春の研究集会は,従来のJCPEが開いていた計算化学シンポジウムを踏襲し,計算化学を用いた研究成果発表の場であり,秋はCSSJが行っていたソフトウエアのデモを中心とする研究成果発表の場であります.秋の学会は,自作のプログラムのデモと5分のプレゼンテーションが目玉であり,高校生と高校教師の参加を促すために,土日に開催される学会です.この10年で変わったことは,JCCJ編集室の英語論文誌Journal of Computer Chemistry, Japan-International Edition (JCCJIE) の発行と秋の学会と同時に開催される科学コミュニケーション室主催「一般,特に高校生向けに学会の一般公開と科学イベント」です.ここでは,計算化学の面白さを一般の方々に広く知っていただけるようなデモ展示や講演会などを実施しています.さらには,高校生により計算化学と親しんでもらおうと計算化学の出前セミナーも行われており,新規物質科学にとって計算機によるComputer Aided Engineering: (CAE)の考え方からちょっとした計算化学ツールの利用法までを隙間無く普及宣伝して,計算化学の利用を広げています.ただ,ここ数年,高校教師の参加は無く,参加者の年齢が高くなっています.

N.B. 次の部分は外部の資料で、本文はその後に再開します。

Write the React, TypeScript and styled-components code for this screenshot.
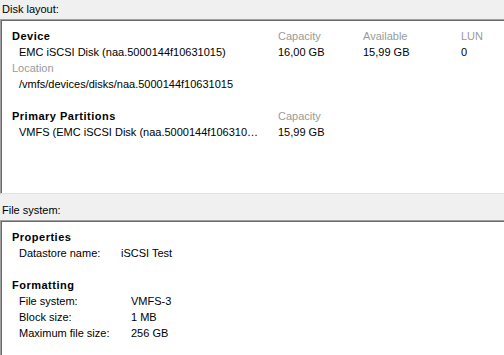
import styled, { createGlobalStyle } from "styled-components";

const GlobalStyle = createGlobalStyle`
  html, body {
    margin: 0;
    padding: 0;
    background: #f0f0f0;
    overflow: hidden;
  }
  body {
    font-family: "Liberation Sans", Arial, sans-serif;
    font-size: 11px;
    color: #000;
  }
`;

const Page = styled.div`
  width: 504px;
  height: 355px;
  overflow: hidden;
  background: #f0f0f0;
`;

const SectionTitle = styled.div<{ $gap?: number }>`
  height: 19px;
  line-height: 19px;
  padding-left: 2px;
  margin-top: ${(p) => p.$gap ?? 0}px;
  color: #000;
`;

const Panel = styled.div<{ $height: number }>`
  box-sizing: border-box;
  height: ${(p) => p.$height}px;
  background: #fff;
  border-top: 1px solid #a0a0a0;
  border-left: 1px solid #a0a0a0;
  border-bottom: 1px solid #e3e3e3;
  box-shadow: inset 1px 1px 0 #696969;
  padding: 8px 0 0 11px;
`;

const DiskGrid = styled.div`
  display: grid;
  grid-template-columns: 266px 85px 98px 1fr;
  grid-auto-rows: 16px;
  line-height: 16px;
`;

const Heading = styled.div`
  font-weight: bold;
  letter-spacing: 0.5px;
`;

const Dim = styled.div`
  color: #9a9a9a;
`;

const Value = styled.div<{ $indent?: boolean; $trim?: number }>`
  padding-left: ${(p) => (p.$indent ? 7 : 0)}px;
  padding-right: ${(p) => p.$trim ?? 0}px;
  white-space: nowrap;
  overflow: hidden;
  text-overflow: ellipsis;
`;

const Spacer = styled.div`
  grid-column: 1 / -1;
`;

const Wide = styled(Value)`
  grid-column: 1 / -1;
`;

const Group = styled.div`
  line-height: 16px;
  & + & {
    margin-top: 16px;
  }
`;

const PropRow = styled.div<{ $label: number }>`
  display: grid;
  grid-template-columns: ${(p) => p.$label}px 1fr;
  padding-left: 7px;
  height: 16px;
`;

const props = [{ k: "Datastore name:", v: "iSCSI Test" }];

const formatting = [
  { k: "File system:", v: "VMFS-3" },
  { k: "Block size:", v: "1 MB" },
  { k: "Maximum file size:", v: "256 GB" },
];

export default function App() {
  return (
    <Page>
      <GlobalStyle />
      <SectionTitle>Disk layout:</SectionTitle>
      <Panel $height={175}>
        <DiskGrid>
          <Heading>Device</Heading>
          <Dim>Capacity</Dim>
          <Dim>Available</Dim>
          <Dim>LUN</Dim>
          <Value $indent>EMC iSCSI Disk (naa.5000144f10631015)</Value>
          <Value>16,00 GB</Value>
          <Value>15,99 GB</Value>
          <Value>0</Value>
          <Dim>Location</Dim>
          <div />
          <div />
          <div />
          <Wide $indent>/vmfs/devices/disks/naa.5000144f10631015</Wide>
          <Spacer />
          <Heading>Primary Partitions</Heading>
          <Dim>Capacity</Dim>
          <div />
          <div />
          <Value $indent $trim={17}>
            VMFS (EMC iSCSI Disk (naa.5000144f10631015):1)
          </Value>
          <Value>15,99 GB</Value>
        </DiskGrid>
      </Panel>
      <SectionTitle $gap={7}>File system:</SectionTitle>
      <Panel $height={200}>
        <Group>
          <Heading>Properties</Heading>
          {props.map((r) => (
            <PropRow key={r.k} $label={102}>
              <span>{r.k}</span>
              <span>{r.v}</span>
            </PropRow>
          ))}
        </Group>
        <Group>
          <Heading>Formatting</Heading>
          {formatting.map((r) => (
            <PropRow key={r.k} $label={112}>
              <span>{r.k}</span>
              <span>{r.v}</span>
            </PropRow>
          ))}
        </Group>
      </Panel>
    </Page>
  );
}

実は今,計算化学は一つの新しい局面を迎えています.その原因は京に代表されるスーパーコンピュータの出現です.もう一つは,新しいアルゴリズムの出現です.

1929年にDiracが物質に関する理論は既にできたが個々の問題は解けないとの予言をしています.具体的には「物理学のほとんどと,化学のすべての数学的理論に必要な基礎理論はこのように今では完全に分かっている.困難は,ただ,これらの法則を厳密に適用すると複雑すぎて解ける望みのない方程式に行きついてしまうことにある.したがって,量子力学を応用するための実用的な近似方法を発展させ,過度な計算を行うことなしに,複雑な原子集合体の主だった性質を説明できるようになることが望ましい.」(P. Dirac, Proc.Royal Soc.(London), A123, 714 (1929)) 一部藤永茂による訳(分子軌道法,岩波書店1980).

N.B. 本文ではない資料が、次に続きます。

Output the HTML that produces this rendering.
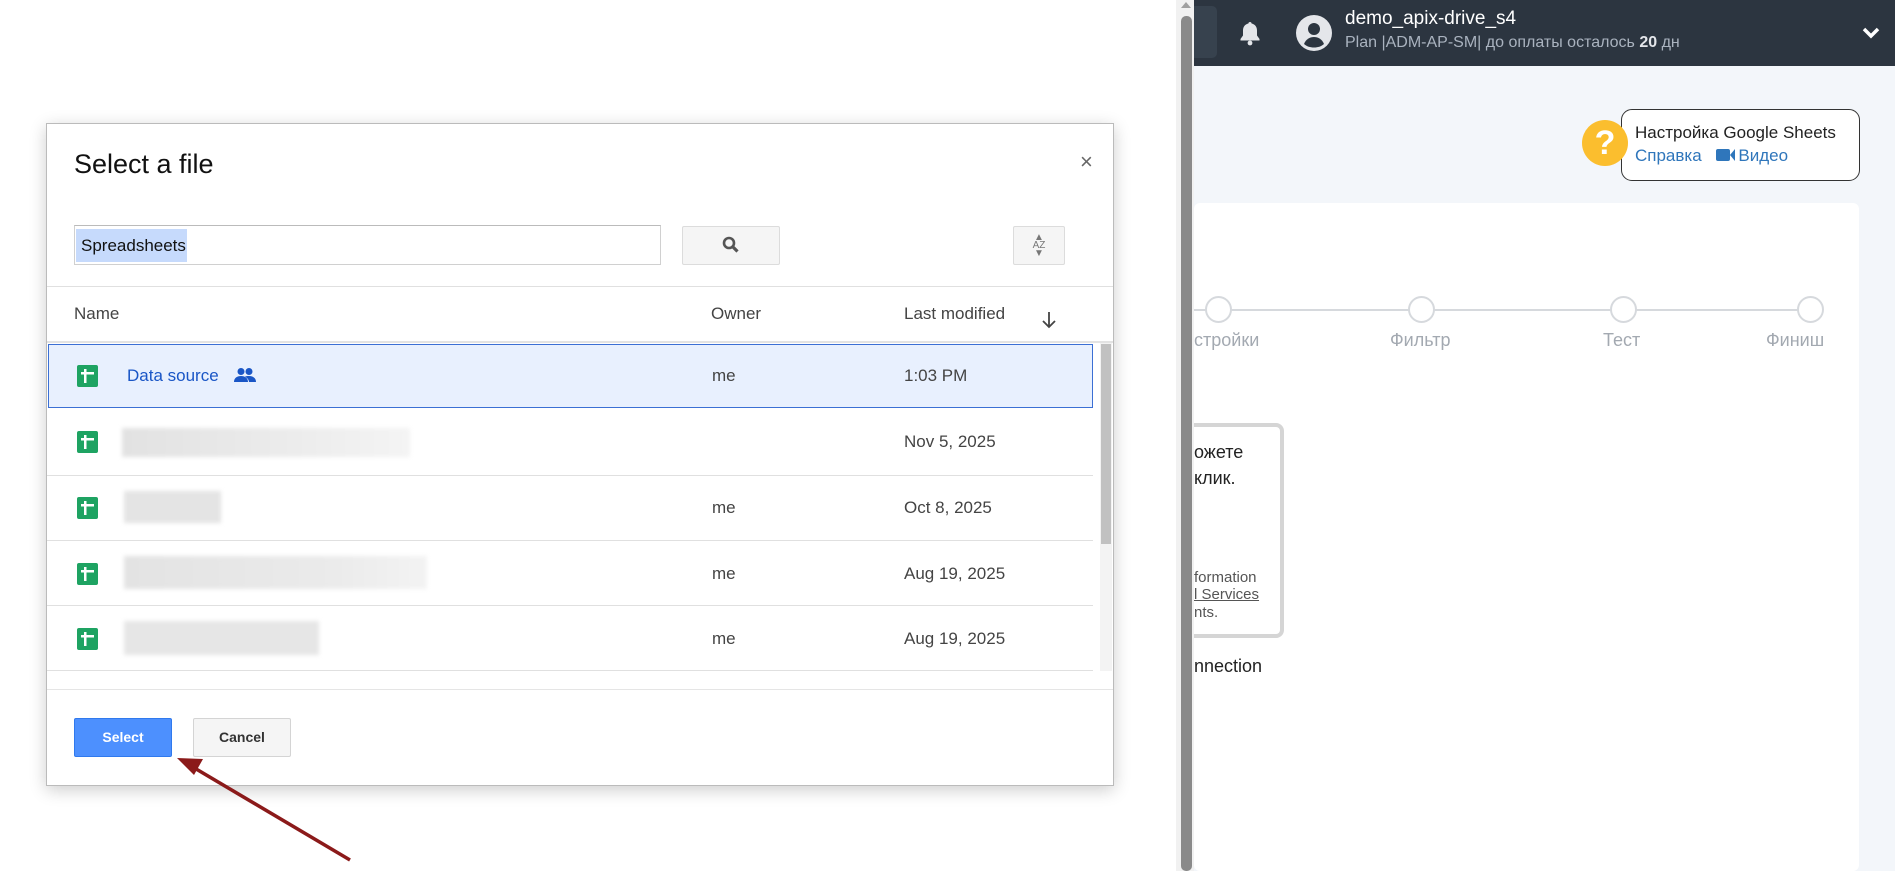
<!DOCTYPE html>
<html><head><meta charset="utf-8"><style>
*{box-sizing:border-box;margin:0;padding:0}
body{width:1895px;height:871px;overflow:hidden;background:#fff;font-family:"Liberation Sans",Arial,sans-serif;position:relative}
.a{position:absolute}
.t{white-space:nowrap}
</style></head><body>
<div class="a" style="left:1194px;top:0;width:701px;height:871px;background:#f3f6fa"></div>
<div class="a" style="left:1194px;top:0;width:701px;height:66px;background:#2c3540"></div>
<div class="a" style="left:1190px;top:6px;width:27px;height:52px;background:#37424e;border-radius:5px"></div>
<svg class="a" style="left:1238px;top:20px" width="24" height="26" viewBox="0 0 24 26"><path d="M12 2c-1 0-1.6.7-1.6 1.5C6.8 4.3 5 7 5 10.5v5L2.5 19v1.5h19V19L19 15.5v-5c0-3.5-1.8-6.2-5.4-7C13.6 2.7 13 2 12 2z" fill="#e4e6ea"/><circle cx="12" cy="23" r="2.4" fill="#e4e6ea"/></svg>
<svg class="a" style="left:1296px;top:15px" width="36" height="36" viewBox="0 0 36 36"><circle cx="18" cy="18" r="18" fill="#e4e6ea"/><circle cx="18" cy="14" r="6" fill="#2c3540"/><path d="M8 29c2-5 6-7 10-7s8 2 10 7c-3 2.5-6 3.5-10 3.5S11 31.5 8 29z" fill="#2c3540"/></svg>
<div class="a t" style="left:1345px;top:8px;font-size:19px;color:#fff">demo_apix-drive_s4</div>
<div class="a t" style="left:1345px;top:34px;font-size:16px;color:#aab3bf">Plan |ADM-AP-SM| до оплаты осталось <b style="color:#e4e6ea">20</b> дн</div>
<svg class="a" style="left:1862px;top:26px" width="18" height="14" viewBox="0 0 18 14"><path d="M2 3l7 7 7-7" stroke="#fff" stroke-width="3.5" fill="none"/></svg>

<div class="a" style="left:1621px;top:109px;width:239px;height:72px;border:1px solid #333;border-radius:11px;background:#fff"></div>
<div class="a" style="left:1582px;top:120px;width:46px;height:46px;border-radius:50%;background:#fbbe2e;color:#fff;font-weight:bold;font-size:34px;text-align:center;line-height:46px">?</div>
<div class="a t" style="left:1635px;top:123px;font-size:17px;color:#222">Настройка Google Sheets</div>
<div class="a t" style="left:1635px;top:146px;font-size:17px;color:#2f76bb">Справка <span style="display:inline-block;width:14px;height:12px;background:#2f76bb;margin-left:10px;border-radius:2px"></span><span style="display:inline-block;width:0;height:0;border-top:6px solid transparent;border-bottom:6px solid transparent;border-right:5px solid #2f76bb;margin-right:3px"></span>Видео</div>

<div class="a" style="left:1194px;top:203px;width:665px;height:668px;background:#fff;border-radius:6px"></div>
<div class="a" style="left:1194px;top:309px;width:616px;height:2px;background:#d6d9dd"></div>
<div class="a" style="left:1205px;top:296px;width:27px;height:27px;border-radius:50%;border:2px solid #d6d9dd;background:#fff"></div>
<div class="a" style="left:1408px;top:296px;width:27px;height:27px;border-radius:50%;border:2px solid #d6d9dd;background:#fff"></div>
<div class="a" style="left:1610px;top:296px;width:27px;height:27px;border-radius:50%;border:2px solid #d6d9dd;background:#fff"></div>
<div class="a" style="left:1797px;top:296px;width:27px;height:27px;border-radius:50%;border:2px solid #d6d9dd;background:#fff"></div>
<div class="a t" style="left:1194px;top:330px;font-size:18px;color:#a3a9b1">стройки</div>
<div class="a t" style="left:1390px;top:330px;font-size:18px;color:#a3a9b1">Фильтр</div>
<div class="a t" style="left:1603px;top:330px;font-size:18px;color:#a3a9b1">Тест</div>
<div class="a t" style="left:1766px;top:330px;font-size:18px;color:#a3a9b1">Финиш</div>

<div class="a" style="left:1160px;top:423px;width:124px;height:215px;border:4px solid #d5d5d5;border-radius:8px;background:#fff"></div>
<div class="a t" style="left:1194px;top:442px;font-size:18px;color:#222">ожете</div>
<div class="a t" style="left:1194px;top:468px;font-size:18px;color:#222">клик.</div>
<div class="a t" style="left:1194px;top:569px;font-size:15px;color:#555">formation</div>
<div class="a t" style="left:1194px;top:586px;font-size:15px;color:#555;text-decoration:underline">l Services</div>
<div class="a t" style="left:1194px;top:604px;font-size:15px;color:#555">nts.</div>
<div class="a t" style="left:1194px;top:656px;font-size:18px;color:#222">nnection</div>

<div class="a" style="left:1122px;top:0;width:54px;height:871px;background:#fff"></div>
<div class="a" style="left:1176px;top:0;width:18px;height:871px;background:#f1f1f1"></div>
<div class="a" style="left:1181px;top:16px;width:11px;height:855px;background:#8a8a8a;border-radius:5px"></div>
<div class="a" style="left:1181px;top:2px;width:0;height:0;border-left:5px solid transparent;border-right:5px solid transparent;border-bottom:6px solid #a0a0a0"></div>

<div class="a" style="left:46px;top:123px;width:1068px;height:663px;background:#fff;border:1px solid #bbb;box-shadow:0 4px 16px rgba(0,0,0,.2)"></div>
<div class="a t" style="left:74px;top:149px;font-size:27px;color:#111">Select a file</div>
<div class="a t" style="left:1080px;top:149px;font-size:22px;color:#666">×</div>
<div class="a" style="left:74px;top:225px;width:587px;height:40px;border:1px solid #d0d0d0;border-top-color:#bbb"></div>
<div class="a t" style="left:76px;top:229px;width:111px;height:33px;background:#c6dafc;font-size:17px;line-height:33px;padding-left:5px;color:#111">Spreadsheets</div>
<div class="a" style="left:682px;top:226px;width:98px;height:39px;background:#f5f5f5;border:1px solid #dcdcdc;border-radius:2px"></div>
<svg class="a" style="left:721px;top:235px" width="20" height="20" viewBox="0 0 20 20"><circle cx="8" cy="8" r="5" stroke="#555" stroke-width="2.6" fill="none"/><path d="M11.5 11.5l5 5" stroke="#555" stroke-width="3.2"/></svg>
<div class="a" style="left:1013px;top:226px;width:52px;height:39px;background:#f5f5f5;border:1px solid #dcdcdc;border-radius:2px"></div>
<div class="a" style="left:1029px;top:234px;font-size:10px;color:#777;text-align:center;line-height:8px;width:20px">▲<br>AZ<br>▼</div>
<div class="a" style="left:47px;top:286px;width:1066px;height:1px;background:#e0e0e0"></div>
<div class="a t" style="left:74px;top:304px;font-size:17px;color:#444">Name</div>
<div class="a t" style="left:711px;top:304px;font-size:17px;color:#444">Owner</div>
<div class="a t" style="left:904px;top:304px;font-size:17px;color:#444">Last modified</div>
<svg class="a" style="left:1040px;top:310px" width="18" height="20" viewBox="0 0 18 20"><path d="M9 2v15M3 11l6 6 6-6" stroke="#444" stroke-width="1.8" fill="none"/></svg>
<div class="a" style="left:47px;top:341px;width:1066px;height:2px;background:#e3e3e3"></div>

<div class="a" style="left:48px;top:344px;width:1045px;height:64px;background:#e8f0fe;border:1px solid #3b6fd4"></div>
<div class="a" style="left:47px;top:475px;width:1046px;height:1px;background:#e0e0e0"></div>
<div class="a" style="left:47px;top:540px;width:1046px;height:1px;background:#e0e0e0"></div>
<div class="a" style="left:47px;top:605px;width:1046px;height:1px;background:#e0e0e0"></div>
<div class="a" style="left:47px;top:670px;width:1046px;height:1px;background:#e0e0e0"></div>

<svg class="a" style="left:77px;top:365px" width="21" height="22" viewBox="0 0 21 22"><rect width="21" height="22" rx="2" fill="#1ea362"/><rect x="4" y="7" width="13" height="2.5" fill="#fff"/><rect x="7" y="4" width="2.5" height="14" fill="#fff"/></svg>
<svg class="a" style="left:77px;top:431px" width="21" height="22" viewBox="0 0 21 22"><rect width="21" height="22" rx="2" fill="#1ea362"/><rect x="4" y="7" width="13" height="2.5" fill="#fff"/><rect x="7" y="4" width="2.5" height="14" fill="#fff"/></svg>
<svg class="a" style="left:77px;top:497px" width="21" height="22" viewBox="0 0 21 22"><rect width="21" height="22" rx="2" fill="#1ea362"/><rect x="4" y="7" width="13" height="2.5" fill="#fff"/><rect x="7" y="4" width="2.5" height="14" fill="#fff"/></svg>
<svg class="a" style="left:77px;top:563px" width="21" height="22" viewBox="0 0 21 22"><rect width="21" height="22" rx="2" fill="#1ea362"/><rect x="4" y="7" width="13" height="2.5" fill="#fff"/><rect x="7" y="4" width="2.5" height="14" fill="#fff"/></svg>
<svg class="a" style="left:77px;top:628px" width="21" height="22" viewBox="0 0 21 22"><rect width="21" height="22" rx="2" fill="#1ea362"/><rect x="4" y="7" width="13" height="2.5" fill="#fff"/><rect x="7" y="4" width="2.5" height="14" fill="#fff"/></svg>

<div class="a t" style="left:127px;top:366px;font-size:17px;color:#1a56c6">Data source</div>
<svg class="a" style="left:233px;top:367px" width="24" height="16" viewBox="0 0 24 16"><circle cx="8" cy="4.5" r="3.5" fill="#1a56c6"/><circle cx="16" cy="4.5" r="3.5" fill="#1a56c6"/><path d="M1 15c0-4 3-6 7-6s7 2 7 6zM12 9.5c1-.4 2.5-.5 4-.5 4 0 7 2 7 6h-7c0-2-1.5-4-4-5.5z" fill="#1a56c6"/></svg>
<div class="a t" style="left:712px;top:366px;font-size:17px;color:#444">me</div>
<div class="a t" style="left:904px;top:366px;font-size:17px;color:#444">1:03 PM</div>

<div class="a" style="left:122px;top:428px;width:288px;height:29px;background:linear-gradient(90deg,#e2e2e2,#ececec 60%,#f4f4f4);filter:blur(2px)"></div>
<div class="a t" style="left:904px;top:432px;font-size:17px;color:#444">Nov 5, 2025</div>
<div class="a" style="left:124px;top:491px;width:97px;height:32px;background:#e4e4e4;filter:blur(2px)"></div>
<div class="a t" style="left:712px;top:498px;font-size:17px;color:#444">me</div>
<div class="a t" style="left:904px;top:498px;font-size:17px;color:#444">Oct 8, 2025</div>
<div class="a" style="left:124px;top:556px;width:303px;height:33px;background:linear-gradient(90deg,#e3e3e3,#ebebeb 70%,#f3f3f3);filter:blur(2px)"></div>
<div class="a t" style="left:712px;top:564px;font-size:17px;color:#444">me</div>
<div class="a t" style="left:904px;top:564px;font-size:17px;color:#444">Aug 19, 2025</div>
<div class="a" style="left:124px;top:621px;width:195px;height:34px;background:#e6e6e6;filter:blur(2px)"></div>
<div class="a t" style="left:712px;top:629px;font-size:17px;color:#444">me</div>
<div class="a t" style="left:904px;top:629px;font-size:17px;color:#444">Aug 19, 2025</div>

<div class="a" style="left:1100px;top:343px;width:12px;height:328px;background:#f3f3f3"></div>
<div class="a" style="left:1101px;top:344px;width:10px;height:200px;background:#c1c1c1"></div>
<div class="a" style="left:47px;top:689px;width:1066px;height:1px;background:#e5e5e5"></div>

<div class="a" style="left:74px;top:718px;width:98px;height:39px;background:#4d90fe;border:1px solid #3079ed;border-radius:2px;color:#fff;font-weight:bold;font-size:14px;text-align:center;line-height:37px">Select</div>
<div class="a" style="left:193px;top:718px;width:98px;height:39px;background:#f5f5f5;border:1px solid #d4d4d4;border-radius:2px;color:#333;font-weight:bold;font-size:14px;text-align:center;line-height:37px">Cancel</div>

<svg class="a" style="left:0;top:0" width="1895" height="871" viewBox="0 0 1895 871"><path d="M350 860L186 763" stroke="#8b1a1a" stroke-width="3.5"/><path d="M177 758l26 1-9 16z" fill="#8b1a1a"/></svg>
</body></html>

近似解法もいろいろなレベルで開発されていますが,最近限りなく厳密解に近づく解法が開発されました.(H. Nakatsuji, "Discovery of a General Method of Solving the Schrödinger and Dirac Equations That Opens a Way to Accurately Predictive Quantum Chemistry", Accounts of Chemical Research, 45 1480 (2012))新しい理論とスーパーコンピュータが全く新しい時代を作っていく予感がします.